● GIVEN EXERCISE:
Each line that holds the word "this" should be returned.

Interface markup and scripts

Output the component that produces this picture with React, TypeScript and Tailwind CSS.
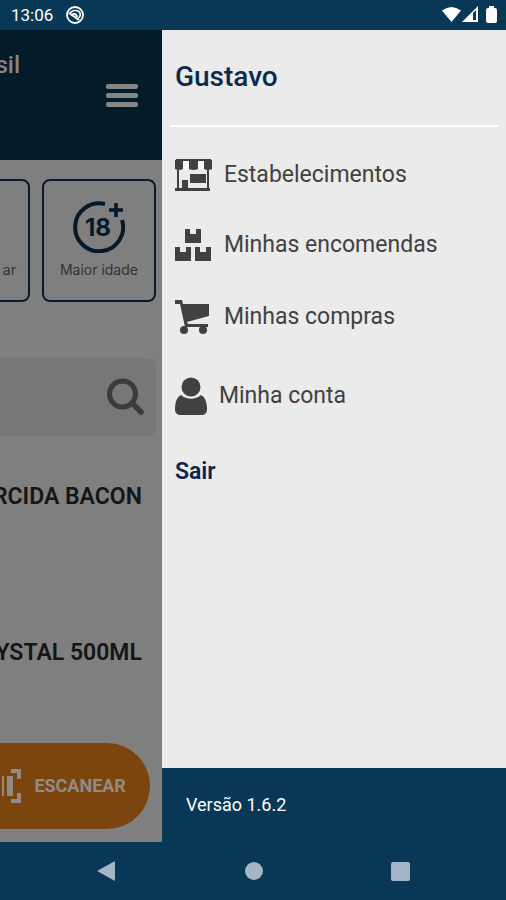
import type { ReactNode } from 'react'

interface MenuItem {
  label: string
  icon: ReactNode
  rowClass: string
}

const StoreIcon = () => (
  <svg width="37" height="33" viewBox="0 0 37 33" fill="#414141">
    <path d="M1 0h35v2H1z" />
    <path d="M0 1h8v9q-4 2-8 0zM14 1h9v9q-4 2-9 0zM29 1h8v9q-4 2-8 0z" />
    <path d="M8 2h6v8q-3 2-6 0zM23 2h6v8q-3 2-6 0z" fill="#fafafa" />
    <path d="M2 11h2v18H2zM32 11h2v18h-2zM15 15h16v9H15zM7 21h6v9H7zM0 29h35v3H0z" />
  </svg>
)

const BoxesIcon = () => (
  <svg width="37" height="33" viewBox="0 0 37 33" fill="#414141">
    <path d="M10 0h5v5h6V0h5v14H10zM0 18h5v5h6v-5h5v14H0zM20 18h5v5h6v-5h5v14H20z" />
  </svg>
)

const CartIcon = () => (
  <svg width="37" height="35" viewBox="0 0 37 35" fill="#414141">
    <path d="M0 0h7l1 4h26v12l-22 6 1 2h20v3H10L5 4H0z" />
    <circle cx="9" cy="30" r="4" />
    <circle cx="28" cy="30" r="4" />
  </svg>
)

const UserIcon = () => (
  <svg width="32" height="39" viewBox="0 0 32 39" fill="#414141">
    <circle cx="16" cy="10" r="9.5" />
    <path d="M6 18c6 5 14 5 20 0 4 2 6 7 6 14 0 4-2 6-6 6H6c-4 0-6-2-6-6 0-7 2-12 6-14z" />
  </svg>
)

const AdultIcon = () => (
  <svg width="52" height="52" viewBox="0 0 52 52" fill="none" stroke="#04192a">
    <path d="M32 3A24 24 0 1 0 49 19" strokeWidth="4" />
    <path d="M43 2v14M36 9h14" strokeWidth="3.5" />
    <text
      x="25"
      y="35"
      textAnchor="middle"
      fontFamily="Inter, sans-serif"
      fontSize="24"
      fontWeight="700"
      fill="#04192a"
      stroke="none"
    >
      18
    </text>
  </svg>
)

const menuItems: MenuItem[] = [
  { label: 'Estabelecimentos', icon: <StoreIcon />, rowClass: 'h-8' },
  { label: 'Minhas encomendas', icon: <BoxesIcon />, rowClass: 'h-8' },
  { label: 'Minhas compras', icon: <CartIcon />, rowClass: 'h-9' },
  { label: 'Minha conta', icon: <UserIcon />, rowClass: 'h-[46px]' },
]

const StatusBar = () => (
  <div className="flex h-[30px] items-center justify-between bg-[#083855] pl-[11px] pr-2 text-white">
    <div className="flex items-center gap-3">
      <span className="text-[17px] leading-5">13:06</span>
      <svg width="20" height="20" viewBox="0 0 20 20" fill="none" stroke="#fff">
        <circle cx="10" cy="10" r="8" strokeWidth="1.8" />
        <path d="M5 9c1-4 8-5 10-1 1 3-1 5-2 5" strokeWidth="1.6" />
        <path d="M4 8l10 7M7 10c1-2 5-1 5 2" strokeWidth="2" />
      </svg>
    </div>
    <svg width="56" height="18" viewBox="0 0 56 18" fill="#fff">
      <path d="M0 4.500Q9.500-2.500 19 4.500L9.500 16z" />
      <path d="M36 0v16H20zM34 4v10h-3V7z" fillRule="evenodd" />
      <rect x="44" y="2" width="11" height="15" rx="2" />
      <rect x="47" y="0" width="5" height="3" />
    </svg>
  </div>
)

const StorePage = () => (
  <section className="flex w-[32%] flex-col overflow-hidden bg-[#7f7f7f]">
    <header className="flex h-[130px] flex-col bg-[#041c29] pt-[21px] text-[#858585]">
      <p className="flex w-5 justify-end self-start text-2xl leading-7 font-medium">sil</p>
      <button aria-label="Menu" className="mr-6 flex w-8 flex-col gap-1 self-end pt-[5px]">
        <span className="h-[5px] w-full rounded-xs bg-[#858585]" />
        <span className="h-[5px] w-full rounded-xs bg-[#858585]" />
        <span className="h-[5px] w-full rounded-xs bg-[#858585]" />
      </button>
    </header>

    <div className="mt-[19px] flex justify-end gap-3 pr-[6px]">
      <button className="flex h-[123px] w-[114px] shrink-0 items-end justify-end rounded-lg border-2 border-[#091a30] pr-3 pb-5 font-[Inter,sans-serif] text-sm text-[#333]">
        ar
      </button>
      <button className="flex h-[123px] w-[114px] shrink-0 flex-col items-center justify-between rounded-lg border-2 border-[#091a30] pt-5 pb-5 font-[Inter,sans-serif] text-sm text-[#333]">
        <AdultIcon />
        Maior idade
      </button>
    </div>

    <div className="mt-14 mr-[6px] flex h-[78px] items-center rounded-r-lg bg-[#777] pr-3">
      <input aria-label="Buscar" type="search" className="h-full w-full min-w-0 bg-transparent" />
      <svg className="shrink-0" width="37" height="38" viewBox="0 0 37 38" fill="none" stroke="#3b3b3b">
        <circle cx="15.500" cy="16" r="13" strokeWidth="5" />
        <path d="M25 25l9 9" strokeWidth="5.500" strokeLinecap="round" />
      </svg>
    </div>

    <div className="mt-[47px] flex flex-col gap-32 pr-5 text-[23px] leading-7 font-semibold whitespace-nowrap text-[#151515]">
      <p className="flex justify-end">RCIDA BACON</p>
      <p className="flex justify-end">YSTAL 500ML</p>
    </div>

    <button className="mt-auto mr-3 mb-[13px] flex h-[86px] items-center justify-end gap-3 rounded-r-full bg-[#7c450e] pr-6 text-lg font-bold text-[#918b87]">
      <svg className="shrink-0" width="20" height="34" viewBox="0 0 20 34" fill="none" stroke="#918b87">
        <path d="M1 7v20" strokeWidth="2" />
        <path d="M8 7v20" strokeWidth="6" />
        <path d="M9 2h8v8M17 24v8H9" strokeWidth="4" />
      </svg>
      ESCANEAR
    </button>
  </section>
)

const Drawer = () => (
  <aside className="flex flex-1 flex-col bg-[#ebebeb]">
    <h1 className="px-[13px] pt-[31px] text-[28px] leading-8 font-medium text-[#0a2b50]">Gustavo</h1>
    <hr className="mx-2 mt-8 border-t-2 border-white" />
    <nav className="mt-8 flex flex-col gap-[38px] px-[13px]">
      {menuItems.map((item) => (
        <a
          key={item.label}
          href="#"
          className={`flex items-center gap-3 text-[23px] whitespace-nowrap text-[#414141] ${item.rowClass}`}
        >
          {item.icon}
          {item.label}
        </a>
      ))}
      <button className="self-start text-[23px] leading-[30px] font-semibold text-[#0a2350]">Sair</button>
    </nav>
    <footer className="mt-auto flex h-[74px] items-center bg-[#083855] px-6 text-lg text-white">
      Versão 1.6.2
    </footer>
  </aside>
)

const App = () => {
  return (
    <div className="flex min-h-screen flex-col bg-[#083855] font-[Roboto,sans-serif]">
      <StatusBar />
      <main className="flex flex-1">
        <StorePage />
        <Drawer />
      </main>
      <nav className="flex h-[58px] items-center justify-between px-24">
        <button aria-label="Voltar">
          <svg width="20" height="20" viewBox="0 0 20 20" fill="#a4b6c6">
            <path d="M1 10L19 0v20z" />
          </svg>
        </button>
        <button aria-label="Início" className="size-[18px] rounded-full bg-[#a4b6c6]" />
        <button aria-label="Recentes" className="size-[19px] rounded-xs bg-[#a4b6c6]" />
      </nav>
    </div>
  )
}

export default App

==

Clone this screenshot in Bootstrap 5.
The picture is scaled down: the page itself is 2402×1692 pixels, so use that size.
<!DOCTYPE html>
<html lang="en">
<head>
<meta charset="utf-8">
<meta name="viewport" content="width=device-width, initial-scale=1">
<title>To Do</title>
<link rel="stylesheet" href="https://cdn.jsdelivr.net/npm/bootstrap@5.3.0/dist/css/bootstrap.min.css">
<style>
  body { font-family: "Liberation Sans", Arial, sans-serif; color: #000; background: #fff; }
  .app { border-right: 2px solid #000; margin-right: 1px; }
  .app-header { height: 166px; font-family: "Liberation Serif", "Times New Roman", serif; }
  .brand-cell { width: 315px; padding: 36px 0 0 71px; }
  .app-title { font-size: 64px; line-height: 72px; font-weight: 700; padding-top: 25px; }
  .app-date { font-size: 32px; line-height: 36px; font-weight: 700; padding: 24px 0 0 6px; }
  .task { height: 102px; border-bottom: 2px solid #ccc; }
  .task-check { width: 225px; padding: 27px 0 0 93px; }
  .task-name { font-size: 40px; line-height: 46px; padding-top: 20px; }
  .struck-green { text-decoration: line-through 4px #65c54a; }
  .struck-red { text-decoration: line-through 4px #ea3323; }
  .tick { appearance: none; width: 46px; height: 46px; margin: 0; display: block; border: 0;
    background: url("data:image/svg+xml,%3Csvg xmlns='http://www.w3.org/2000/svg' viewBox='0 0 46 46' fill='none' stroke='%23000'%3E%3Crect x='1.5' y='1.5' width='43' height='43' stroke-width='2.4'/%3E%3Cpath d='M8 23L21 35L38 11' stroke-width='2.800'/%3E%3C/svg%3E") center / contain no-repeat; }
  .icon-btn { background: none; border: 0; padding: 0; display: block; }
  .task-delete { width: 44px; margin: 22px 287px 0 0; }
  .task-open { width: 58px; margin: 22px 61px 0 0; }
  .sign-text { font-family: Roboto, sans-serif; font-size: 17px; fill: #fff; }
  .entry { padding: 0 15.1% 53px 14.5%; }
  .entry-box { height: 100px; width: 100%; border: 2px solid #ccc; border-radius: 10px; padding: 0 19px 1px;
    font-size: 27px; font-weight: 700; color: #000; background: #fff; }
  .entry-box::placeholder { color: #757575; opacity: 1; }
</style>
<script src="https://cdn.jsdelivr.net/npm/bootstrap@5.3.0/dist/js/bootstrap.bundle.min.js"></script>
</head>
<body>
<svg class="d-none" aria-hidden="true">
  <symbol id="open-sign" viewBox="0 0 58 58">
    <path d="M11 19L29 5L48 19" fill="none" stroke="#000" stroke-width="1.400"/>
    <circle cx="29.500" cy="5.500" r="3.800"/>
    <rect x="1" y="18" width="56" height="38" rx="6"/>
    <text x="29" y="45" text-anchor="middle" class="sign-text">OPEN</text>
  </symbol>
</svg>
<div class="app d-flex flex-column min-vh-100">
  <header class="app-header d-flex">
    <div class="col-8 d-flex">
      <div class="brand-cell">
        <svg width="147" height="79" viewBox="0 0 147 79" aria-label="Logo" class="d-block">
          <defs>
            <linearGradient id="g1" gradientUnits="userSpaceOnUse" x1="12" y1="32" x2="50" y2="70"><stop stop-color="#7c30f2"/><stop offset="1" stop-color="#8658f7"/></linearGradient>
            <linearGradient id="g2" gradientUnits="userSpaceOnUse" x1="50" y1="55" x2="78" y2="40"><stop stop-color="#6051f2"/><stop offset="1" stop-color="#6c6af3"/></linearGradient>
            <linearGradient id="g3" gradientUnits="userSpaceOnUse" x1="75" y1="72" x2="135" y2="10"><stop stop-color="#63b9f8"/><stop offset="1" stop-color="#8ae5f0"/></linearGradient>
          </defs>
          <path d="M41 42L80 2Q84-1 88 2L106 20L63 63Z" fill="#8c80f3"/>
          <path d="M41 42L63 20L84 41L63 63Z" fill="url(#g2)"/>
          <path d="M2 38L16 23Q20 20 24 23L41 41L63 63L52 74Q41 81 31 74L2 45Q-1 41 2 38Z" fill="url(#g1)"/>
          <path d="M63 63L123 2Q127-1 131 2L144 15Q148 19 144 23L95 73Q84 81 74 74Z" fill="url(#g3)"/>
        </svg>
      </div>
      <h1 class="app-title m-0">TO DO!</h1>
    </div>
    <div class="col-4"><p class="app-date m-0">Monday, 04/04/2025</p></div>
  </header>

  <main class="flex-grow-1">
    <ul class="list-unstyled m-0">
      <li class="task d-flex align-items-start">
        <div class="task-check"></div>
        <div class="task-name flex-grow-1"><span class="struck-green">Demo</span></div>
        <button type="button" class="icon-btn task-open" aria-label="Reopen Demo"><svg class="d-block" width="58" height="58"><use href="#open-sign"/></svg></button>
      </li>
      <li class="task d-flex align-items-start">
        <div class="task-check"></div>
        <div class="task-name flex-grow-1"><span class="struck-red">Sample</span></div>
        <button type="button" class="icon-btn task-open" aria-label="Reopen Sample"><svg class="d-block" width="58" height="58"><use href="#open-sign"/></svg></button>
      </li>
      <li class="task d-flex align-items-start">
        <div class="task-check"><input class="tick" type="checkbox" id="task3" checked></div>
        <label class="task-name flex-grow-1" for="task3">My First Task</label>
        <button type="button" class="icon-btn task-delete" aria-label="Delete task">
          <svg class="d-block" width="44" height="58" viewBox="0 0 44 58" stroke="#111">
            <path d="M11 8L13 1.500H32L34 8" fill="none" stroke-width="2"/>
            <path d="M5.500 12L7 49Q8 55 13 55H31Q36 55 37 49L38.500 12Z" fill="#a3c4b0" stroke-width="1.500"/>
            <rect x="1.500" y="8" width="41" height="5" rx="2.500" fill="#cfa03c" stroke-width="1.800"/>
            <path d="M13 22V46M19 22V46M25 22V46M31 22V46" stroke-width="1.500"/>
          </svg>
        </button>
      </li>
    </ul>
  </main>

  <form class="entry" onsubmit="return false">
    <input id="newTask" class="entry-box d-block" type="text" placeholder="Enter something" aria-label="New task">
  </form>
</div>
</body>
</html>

● TASK OUTPUT:
Output the component that produces this picture with React, TypeScript and Tailwind CSS.
Clone this screenshot in Bootstrap 5.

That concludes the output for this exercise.